__DIRECTIVE__.
Wherever the string "styles" appears in a line, extract that line.
──────── SUPPLIED DATA ────────
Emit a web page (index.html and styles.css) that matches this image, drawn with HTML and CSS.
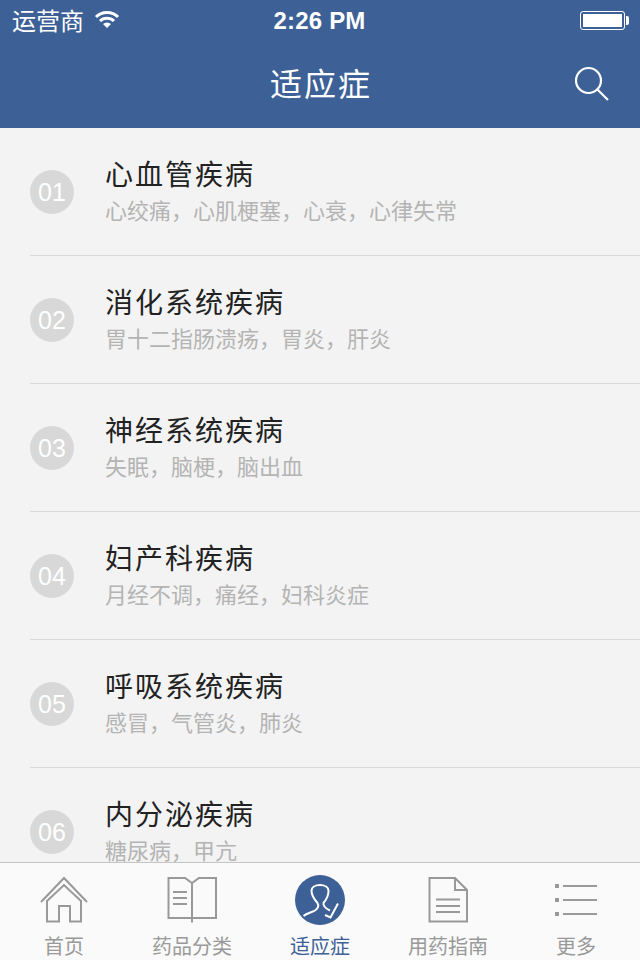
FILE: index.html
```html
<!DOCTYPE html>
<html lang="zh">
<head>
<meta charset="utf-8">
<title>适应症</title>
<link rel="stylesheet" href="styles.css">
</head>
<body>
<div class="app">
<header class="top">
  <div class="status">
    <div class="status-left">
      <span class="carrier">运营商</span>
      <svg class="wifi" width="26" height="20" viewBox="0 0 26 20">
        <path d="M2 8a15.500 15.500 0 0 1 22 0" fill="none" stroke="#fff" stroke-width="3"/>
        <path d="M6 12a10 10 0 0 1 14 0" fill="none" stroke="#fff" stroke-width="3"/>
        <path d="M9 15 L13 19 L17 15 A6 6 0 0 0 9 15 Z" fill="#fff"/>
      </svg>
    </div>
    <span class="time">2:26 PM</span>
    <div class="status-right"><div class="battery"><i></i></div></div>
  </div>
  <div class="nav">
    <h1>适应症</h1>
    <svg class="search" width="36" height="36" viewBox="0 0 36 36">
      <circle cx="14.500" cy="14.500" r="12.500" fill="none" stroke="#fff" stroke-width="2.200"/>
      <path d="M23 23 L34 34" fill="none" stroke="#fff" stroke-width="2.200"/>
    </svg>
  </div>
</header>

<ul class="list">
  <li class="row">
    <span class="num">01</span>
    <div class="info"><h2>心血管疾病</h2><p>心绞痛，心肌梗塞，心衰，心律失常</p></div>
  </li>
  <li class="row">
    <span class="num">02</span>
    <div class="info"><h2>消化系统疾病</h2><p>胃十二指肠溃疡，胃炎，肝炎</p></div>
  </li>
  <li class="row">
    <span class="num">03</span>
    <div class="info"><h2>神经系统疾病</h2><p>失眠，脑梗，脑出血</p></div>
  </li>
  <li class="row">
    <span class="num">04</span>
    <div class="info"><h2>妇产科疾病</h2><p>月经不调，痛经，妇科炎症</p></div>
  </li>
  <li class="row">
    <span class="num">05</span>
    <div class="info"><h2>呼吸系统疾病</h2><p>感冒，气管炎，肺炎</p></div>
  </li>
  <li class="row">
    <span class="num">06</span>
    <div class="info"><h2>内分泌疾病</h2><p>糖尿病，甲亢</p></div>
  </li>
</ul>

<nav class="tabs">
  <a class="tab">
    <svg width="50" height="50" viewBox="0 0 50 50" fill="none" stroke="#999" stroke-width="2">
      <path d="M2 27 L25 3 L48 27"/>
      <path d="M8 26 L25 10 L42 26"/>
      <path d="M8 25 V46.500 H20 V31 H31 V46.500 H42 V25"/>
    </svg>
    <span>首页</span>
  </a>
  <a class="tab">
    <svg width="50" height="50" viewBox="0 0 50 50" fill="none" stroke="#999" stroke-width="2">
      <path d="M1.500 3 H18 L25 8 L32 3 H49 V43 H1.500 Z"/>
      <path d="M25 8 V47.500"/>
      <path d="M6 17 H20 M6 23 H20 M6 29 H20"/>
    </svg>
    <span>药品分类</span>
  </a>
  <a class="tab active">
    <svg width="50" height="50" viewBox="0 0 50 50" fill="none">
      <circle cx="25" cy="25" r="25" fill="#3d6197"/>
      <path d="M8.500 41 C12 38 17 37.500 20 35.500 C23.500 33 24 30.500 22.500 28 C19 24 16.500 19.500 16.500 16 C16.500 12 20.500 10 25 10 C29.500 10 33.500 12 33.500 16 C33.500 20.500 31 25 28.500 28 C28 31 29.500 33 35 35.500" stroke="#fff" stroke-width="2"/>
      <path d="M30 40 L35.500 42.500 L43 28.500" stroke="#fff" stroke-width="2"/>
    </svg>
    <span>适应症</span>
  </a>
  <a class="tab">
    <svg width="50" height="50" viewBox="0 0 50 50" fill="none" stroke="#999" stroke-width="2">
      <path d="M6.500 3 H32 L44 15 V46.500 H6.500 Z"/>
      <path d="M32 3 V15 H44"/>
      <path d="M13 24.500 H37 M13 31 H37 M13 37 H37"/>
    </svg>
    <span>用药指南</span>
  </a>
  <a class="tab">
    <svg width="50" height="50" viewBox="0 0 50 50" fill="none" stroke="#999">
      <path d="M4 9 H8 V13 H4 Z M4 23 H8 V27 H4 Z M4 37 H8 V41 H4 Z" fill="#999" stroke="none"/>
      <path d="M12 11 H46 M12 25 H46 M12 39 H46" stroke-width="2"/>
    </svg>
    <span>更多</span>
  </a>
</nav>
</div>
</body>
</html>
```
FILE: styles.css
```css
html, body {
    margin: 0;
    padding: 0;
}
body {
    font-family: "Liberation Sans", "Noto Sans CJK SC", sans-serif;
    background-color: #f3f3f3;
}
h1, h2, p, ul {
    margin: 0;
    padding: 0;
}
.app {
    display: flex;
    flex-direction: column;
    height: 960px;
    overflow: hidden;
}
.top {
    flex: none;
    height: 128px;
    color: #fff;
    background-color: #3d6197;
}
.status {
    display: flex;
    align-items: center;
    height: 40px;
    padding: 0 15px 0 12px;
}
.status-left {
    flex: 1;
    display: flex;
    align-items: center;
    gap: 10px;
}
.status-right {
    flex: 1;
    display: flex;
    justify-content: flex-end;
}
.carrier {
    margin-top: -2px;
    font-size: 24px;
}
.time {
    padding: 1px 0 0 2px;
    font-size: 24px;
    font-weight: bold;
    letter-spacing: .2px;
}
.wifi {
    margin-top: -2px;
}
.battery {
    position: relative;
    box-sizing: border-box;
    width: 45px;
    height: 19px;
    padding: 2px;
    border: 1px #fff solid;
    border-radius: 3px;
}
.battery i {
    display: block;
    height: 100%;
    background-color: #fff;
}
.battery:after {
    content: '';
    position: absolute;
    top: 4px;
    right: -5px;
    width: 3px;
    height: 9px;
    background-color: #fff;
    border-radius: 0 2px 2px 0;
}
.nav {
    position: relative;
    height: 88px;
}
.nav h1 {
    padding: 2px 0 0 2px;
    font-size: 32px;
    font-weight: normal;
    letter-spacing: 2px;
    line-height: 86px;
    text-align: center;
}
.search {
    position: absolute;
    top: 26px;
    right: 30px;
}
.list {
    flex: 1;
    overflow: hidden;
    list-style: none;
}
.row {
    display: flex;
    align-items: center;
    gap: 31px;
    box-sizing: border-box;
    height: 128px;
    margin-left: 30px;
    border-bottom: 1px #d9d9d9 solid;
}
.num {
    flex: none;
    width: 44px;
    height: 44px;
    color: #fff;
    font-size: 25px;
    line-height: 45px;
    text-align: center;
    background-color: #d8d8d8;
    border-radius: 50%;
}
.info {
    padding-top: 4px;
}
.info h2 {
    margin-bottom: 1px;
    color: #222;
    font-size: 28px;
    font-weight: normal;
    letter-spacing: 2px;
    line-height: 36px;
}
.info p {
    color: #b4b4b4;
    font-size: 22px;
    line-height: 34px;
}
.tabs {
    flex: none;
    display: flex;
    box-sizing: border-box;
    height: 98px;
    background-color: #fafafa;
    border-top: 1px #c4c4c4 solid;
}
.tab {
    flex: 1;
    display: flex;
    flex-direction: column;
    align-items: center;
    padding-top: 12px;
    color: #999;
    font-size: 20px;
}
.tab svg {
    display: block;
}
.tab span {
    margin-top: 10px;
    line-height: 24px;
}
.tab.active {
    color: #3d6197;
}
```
────────
__WRITTEN SOLUTION__.
Emit a web page (index.html and styles.css) that matches this image, drawn with HTML and CSS.
<link rel="stylesheet" href="styles.css">
FILE: styles.css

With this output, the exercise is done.